Thailand, Cambodia and South Africa. Three places I wasn’t sure I’d ever get to see again. But here I am on a bus from Cape Town to Port Elizabeth. A fact that verifies in so many ways that I might make plans but it’s God that directs my steps.
On this particular bus, they are sharing the gospel through prayer and the movies they show – a rare and beautiful thing for the gang and drug ridden country of South Africa. On TV right now is a movie about Rich Mullins and the truth about his life and the pain and anger that filled it. He was a well known Christian musician and wrote “Our God is an awesome God.” What I didn’t know is that he was a hellion. He wrote songs about truth but he would get drunk to numb the pain of life when he wasn’t on stage. Sounds pretty hypocritical right? It’s real though. More real than people pretending they are always perfect. Why do we try so hard to maintain the image? Is it because we are so wrapped up in comparison and want to know that we’re okay; that we’re at least better than the person standing next to us?
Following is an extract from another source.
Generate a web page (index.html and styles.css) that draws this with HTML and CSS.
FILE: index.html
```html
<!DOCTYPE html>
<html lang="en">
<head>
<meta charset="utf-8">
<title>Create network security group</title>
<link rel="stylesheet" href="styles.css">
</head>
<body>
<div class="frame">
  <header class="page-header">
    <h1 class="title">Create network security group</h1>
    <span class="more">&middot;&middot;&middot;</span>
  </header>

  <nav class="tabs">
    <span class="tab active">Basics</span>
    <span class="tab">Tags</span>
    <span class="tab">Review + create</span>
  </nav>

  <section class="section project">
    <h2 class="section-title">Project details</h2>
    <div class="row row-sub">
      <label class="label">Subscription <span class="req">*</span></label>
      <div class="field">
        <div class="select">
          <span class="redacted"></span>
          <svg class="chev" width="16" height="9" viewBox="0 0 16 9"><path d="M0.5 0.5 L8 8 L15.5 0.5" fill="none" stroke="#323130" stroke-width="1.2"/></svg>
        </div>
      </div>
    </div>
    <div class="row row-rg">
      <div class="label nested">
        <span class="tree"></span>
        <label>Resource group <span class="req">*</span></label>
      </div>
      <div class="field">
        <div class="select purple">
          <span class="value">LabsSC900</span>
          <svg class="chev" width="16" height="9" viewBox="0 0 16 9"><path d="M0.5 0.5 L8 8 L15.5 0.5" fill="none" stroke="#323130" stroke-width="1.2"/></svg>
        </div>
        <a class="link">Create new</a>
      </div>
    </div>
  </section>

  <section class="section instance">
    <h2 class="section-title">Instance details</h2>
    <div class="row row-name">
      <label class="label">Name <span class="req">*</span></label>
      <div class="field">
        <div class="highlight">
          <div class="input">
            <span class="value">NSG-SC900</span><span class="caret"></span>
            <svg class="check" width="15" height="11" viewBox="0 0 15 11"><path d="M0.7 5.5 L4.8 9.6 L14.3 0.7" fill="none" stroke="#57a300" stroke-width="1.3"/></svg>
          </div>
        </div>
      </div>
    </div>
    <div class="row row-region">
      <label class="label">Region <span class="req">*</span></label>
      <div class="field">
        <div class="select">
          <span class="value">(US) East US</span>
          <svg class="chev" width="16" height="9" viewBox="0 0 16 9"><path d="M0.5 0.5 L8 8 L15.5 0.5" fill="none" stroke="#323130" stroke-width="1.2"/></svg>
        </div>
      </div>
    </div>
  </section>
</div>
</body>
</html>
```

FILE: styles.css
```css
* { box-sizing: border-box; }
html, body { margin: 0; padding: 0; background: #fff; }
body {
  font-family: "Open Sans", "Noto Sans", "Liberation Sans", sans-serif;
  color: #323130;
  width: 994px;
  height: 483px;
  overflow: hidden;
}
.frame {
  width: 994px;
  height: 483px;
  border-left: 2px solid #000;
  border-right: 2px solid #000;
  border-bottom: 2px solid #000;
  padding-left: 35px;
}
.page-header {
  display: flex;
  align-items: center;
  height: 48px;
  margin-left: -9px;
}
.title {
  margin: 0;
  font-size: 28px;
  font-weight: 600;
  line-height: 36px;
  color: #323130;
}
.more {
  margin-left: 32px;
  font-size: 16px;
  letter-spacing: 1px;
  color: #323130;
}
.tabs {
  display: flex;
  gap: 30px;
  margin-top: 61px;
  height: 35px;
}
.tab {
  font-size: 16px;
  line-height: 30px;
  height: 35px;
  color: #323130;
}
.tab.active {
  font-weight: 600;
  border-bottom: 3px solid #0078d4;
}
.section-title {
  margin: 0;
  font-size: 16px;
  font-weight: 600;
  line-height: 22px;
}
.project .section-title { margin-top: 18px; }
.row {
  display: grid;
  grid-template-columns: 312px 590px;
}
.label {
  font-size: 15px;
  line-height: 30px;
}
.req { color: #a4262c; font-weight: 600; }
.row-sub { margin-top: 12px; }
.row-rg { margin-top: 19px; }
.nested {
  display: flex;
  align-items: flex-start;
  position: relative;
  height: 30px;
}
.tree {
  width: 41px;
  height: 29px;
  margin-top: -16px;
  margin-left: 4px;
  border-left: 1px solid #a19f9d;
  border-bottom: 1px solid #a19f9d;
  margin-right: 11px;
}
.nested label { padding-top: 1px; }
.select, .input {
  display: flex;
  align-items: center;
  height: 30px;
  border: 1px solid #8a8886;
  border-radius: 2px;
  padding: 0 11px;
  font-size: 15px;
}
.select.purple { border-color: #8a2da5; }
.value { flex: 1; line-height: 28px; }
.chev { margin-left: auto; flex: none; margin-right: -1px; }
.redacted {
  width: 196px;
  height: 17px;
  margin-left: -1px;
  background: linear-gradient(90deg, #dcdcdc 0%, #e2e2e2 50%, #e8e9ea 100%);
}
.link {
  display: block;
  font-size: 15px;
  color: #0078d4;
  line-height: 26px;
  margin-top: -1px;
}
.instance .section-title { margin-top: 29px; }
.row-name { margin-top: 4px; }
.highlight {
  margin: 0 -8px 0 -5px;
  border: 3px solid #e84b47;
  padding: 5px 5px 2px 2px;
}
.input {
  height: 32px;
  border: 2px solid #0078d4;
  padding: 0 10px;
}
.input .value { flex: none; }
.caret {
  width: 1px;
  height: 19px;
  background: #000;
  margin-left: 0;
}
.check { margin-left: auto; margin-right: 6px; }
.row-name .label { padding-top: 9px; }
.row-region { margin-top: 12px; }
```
Just because Rich Mullins sung on a stage doesn’t mean he automatically became perfect. The fact that David took another man’s wife for his own pleasure didn’t change God’s view of him as a man after His own heart. Just because I travel around sharing God’s love doesn’t mean I don’t follow lusts of my own.
A long bus ride is an impressively good place to think about life and God and all the complications of it. The complicated part I struggle to see is that it’s actually not that complicated at all. The ragamuffin guy on the movie suggested that the one question Jesus would ask us after we leave this place is, “Did you believe that I loved you?” That seems pretty uncomplicated to me. But how easy is it to really believe how much we are loved by Him when our concept of Him is narrowed to the humanistic view we keep Him locked within?
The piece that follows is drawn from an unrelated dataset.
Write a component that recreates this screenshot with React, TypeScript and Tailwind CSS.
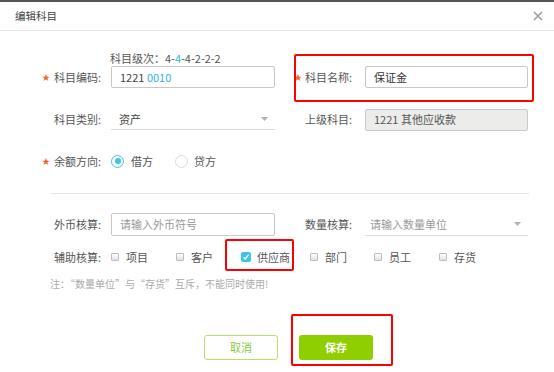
import React from "react";

const font = { fontFamily: '"Noto Sans CJK SC", "Noto Sans", sans-serif' };

function Star() {
  return <span className="text-[#f0641e] text-[8px] leading-none mr-[4px]">★</span>;
}

function Label({ text, star, w }: { text: string; star?: boolean; w: string }) {
  return (
    <div className={`${w} flex items-center justify-end text-[11px] text-[#555] whitespace-nowrap`}>
      {star && <Star />}
      <span>{text}</span>
    </div>
  );
}

function RLabel({ text, star }: { text: string; star?: boolean }) {
  return (
    <div className="w-[71px] ml-[19px] flex items-center text-[11px] text-[#555] whitespace-nowrap">
      <span className="w-[11px] flex items-center">{star && <Star />}</span>
      <span>{text}</span>
    </div>
  );
}

function Caret() {
  return (
    <svg width="7" height="4" viewBox="0 0 7 4" className="mr-[7px]">
      <path d="M0 0 L7 0 L3.5 4 Z" fill="#b0b0b0" />
    </svg>
  );
}

function Check({ label, checked }: { label: string; checked?: boolean }) {
  return (
    <div className="flex items-center text-[11px] text-[#555]">
      {checked ? (
        <span className="w-[10px] h-[10px] rounded-[2px] bg-[#3ec3e6] flex items-center justify-center mr-[6px]">
          <svg width="8" height="8" viewBox="0 0 8 8">
            <path d="M1.5 4.2 L3.3 6 L6.6 1.6" stroke="white" strokeWidth="1.4" fill="none" />
          </svg>
        </span>
      ) : (
        <span className="w-[8px] h-[8px] rounded-[1px] border border-[#bdbdbd] bg-gradient-to-b from-[#ffffff] to-[#e2e2e2] mr-[7px]" />
      )}
      <span>{label}</span>
    </div>
  );
}

export default function App() {
  return (
    <div className="relative w-[554px] h-[372px] bg-white overflow-hidden" style={font}>
      <div className="h-[2px] bg-[#555]" />
      <div className="h-[29px] flex items-center justify-between pl-[15px] pr-[8px] border-b border-[#e6e6e6]">
        <span className="text-[10.5px] text-[#444]">编辑科目</span>
        <svg width="10" height="10" viewBox="0 0 10 10" className="mr-[3px]">
          <path d="M1 1 L9 9 M9 1 L1 9" stroke="#9a9a9a" strokeWidth="1.5" />
        </svg>
      </div>

      <div className="flex flex-col">
        <div className="mt-[21px] h-[12px] pl-[110px] flex items-center text-[11px] text-[#555] leading-none">
          科目级次：4-<span className="text-[#2fb3e0]">4</span>-4-2-2-2
        </div>

        <div className="mt-[2px] h-[22px] flex items-center">
          <Label text="科目编码:" star w="w-[101px]" />
          <div className="ml-[10px] w-[164px] h-[22px] border border-[#c8c8c8] rounded-[2px] flex items-center pl-[8px] text-[11px] text-[#444]">
            1221&nbsp;<span className="text-[#2fb3e0]">0010</span>
          </div>
          <RLabel text="科目名称:" star />
          <div className="w-[163px] h-[22px] border border-[#c8c8c8] rounded-[2px] flex items-center pl-[8px] text-[11px] text-[#333]">
            保证金
          </div>
        </div>

        <div className="mt-[21px] h-[21px] flex items-center">
          <Label text="科目类别:" w="w-[101px]" />
          <div className="ml-[10px] w-[164px] h-[21px] border-b border-[#dcdcdc] flex items-center justify-between pl-[8px] text-[11px] text-[#444]">
            <span>资产</span>
            <Caret />
          </div>
          <RLabel text="上级科目:" />
          <div className="w-[163px] h-[22px] border border-[#c8c8c8] rounded-[2px] bg-[#ececea] flex items-center pl-[8px] text-[11px] text-[#555]">
            1221 其他应收款
          </div>
        </div>

        <div className="mt-[20px] h-[22px] flex items-center">
          <Label text="余额方向:" star w="w-[101px]" />
          <div className="ml-[10px] flex items-center text-[11px] text-[#555]">
            <span className="w-[13px] h-[13px] rounded-full border border-[#3ec3e6] flex items-center justify-center mr-[7px]">
              <span className="w-[6px] h-[6px] rounded-full bg-[#3ec3e6]" />
            </span>
            <span>借方</span>
            <span className="ml-[22px] w-[13px] h-[13px] rounded-full border border-[#dcdcdc] mr-[6px]" />
            <span>贷方</span>
          </div>
        </div>

        <div className="mt-[21px] ml-[51px] w-[478px] h-px bg-[#e4e4e4]" />

        <div className="mt-[19px] h-[23px] flex items-center">
          <Label text="外币核算:" w="w-[101px]" />
          <div className="ml-[10px] w-[164px] h-[23px] border border-[#c8c8c8] rounded-[2px] flex items-center pl-[8px] text-[11px] text-[#999]">
            请输入外币符号
          </div>
          <RLabel text="数量核算:" />
          <div className="w-[163px] h-[22px] border-b border-[#dcdcdc] flex items-center justify-between pl-[5px] text-[11px] text-[#999]">
            <span>请输入数量单位</span>
            <Caret />
          </div>
        </div>

        <div className="mt-[11px] h-[20px] flex items-center">
          <Label text="辅助核算:" w="w-[101px]" />
          <div className="ml-[10px] w-[65px]"><Check label="项目" /></div>
          <div className="w-[65px]"><Check label="客户" /></div>
          <div className="w-[69px]"><Check label="供应商" checked /></div>
          <div className="w-[64px]"><Check label="部门" /></div>
          <div className="w-[65px]"><Check label="员工" /></div>
          <div><Check label="存货" /></div>
        </div>

        <div className="mt-[9px] h-[14px] pl-[50px] flex items-center text-[10px] text-[#aaa] whitespace-nowrap">
          注：“数量单位”与“存货”互斥，不能同时使用!
        </div>

        <div className="mt-[45px] flex items-center pl-[204px] gap-[21px]">
          <button className="w-[74px] h-[25px] border border-[#b8de6e] rounded-[3px] bg-white text-[11px] text-[#8cc63e]">
            取消
          </button>
          <button className="w-[74px] h-[25px] rounded-[3px] bg-[#8fcf00] text-[11px] text-white font-bold">
            保存
          </button>
        </div>
      </div>

      <div className="absolute left-[294px] top-[54px] w-[240px] h-[48px] border-2 border-[#ff0000] rounded-[2px]" />
      <div className="absolute left-[225px] top-[239px] w-[69px] h-[32px] border-2 border-[#ff0000] rounded-[2px]" />
      <div className="absolute left-[291px] top-[314px] w-[102px] h-[52px] border-2 border-[#ff0000] rounded-[2px]" />
    </div>
  );
}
Much of my time in South Africa has been spent trying to understand things like God’s plan and why it plays out the way it does.
Two years ago, I was in Cape Town on my own World Race and I met a certain Muslim taxi driver. Some would say he’s sassy and rude but that’s not the person I know. I know him as the guy who often came to pick us up from ministry with ice cream in hand. The guy who would ask me to drive around with him so he could have someone to talk to. The guy who works hard so he can give his kids the world and the guy who tells me to only go where it’s “snowing” because he wants me to be safe. He and I have had hours of conversation about our beliefs and the difference between them. He is convinced they are so similar that they are basically the same. The thing is, I can’t force him to understand that Jesus and the sacrifice He made out of love for us on the cross, is the only thing that is able to bring irreversible freedom. It brings freedom because the only motive is love. Love is what makes the world go round because it’s who Jesus is and He and His Father made the world.
Two things that people have and will always fight for are love and freedom. They are two things we all crave.
Knowing this, I can’t understand why people choose to reject the love Christ has for us. The wild, bold and extravagant love only offered by Jesus, the Son of God. Throughout my travels, I’ve met so many people who hold on to different belief systems. There’s an incredibly selfless person I know in Spain who believes everything happens by chance, a man in Malaysia who believes everything is a god, and another in Asia who devotes herself in worship to a god made of stone.
In the frustration of knowing, feeling and living in freedom and love and not being able to make others understand and walk in the same thing, I think I’m beginning to understand just a taste of where God’s frustration and wrath comes from. He stands and offers a gift, His son, accompanied by an abundant, hope-filled life and so many people choose to let Him stand there as if He held a gift of no value. It’s crazy. I can’t help but think there is something I could be doing or saying differently that would help people accept the truth.
Maybe if I dare you. No one can turn down a good dare right?
In fact, just a few short months ago in Thailand, I willingly peed my pants in the middle of the street because of a dare. Four of us did. We got out of our taxi, put our packs on, looked at each other and peed. One of the weirdest things I’ve ever done.
So, maybe you and I are the same. Maybe you can’t turn down a dare either.
I dare you to trust that He loves you… just as you are, not as you should be. I dare you to ask yourself if you are really free. I dare you to choose to believe you are loved and that God is pursuing you, whether you realize it or not.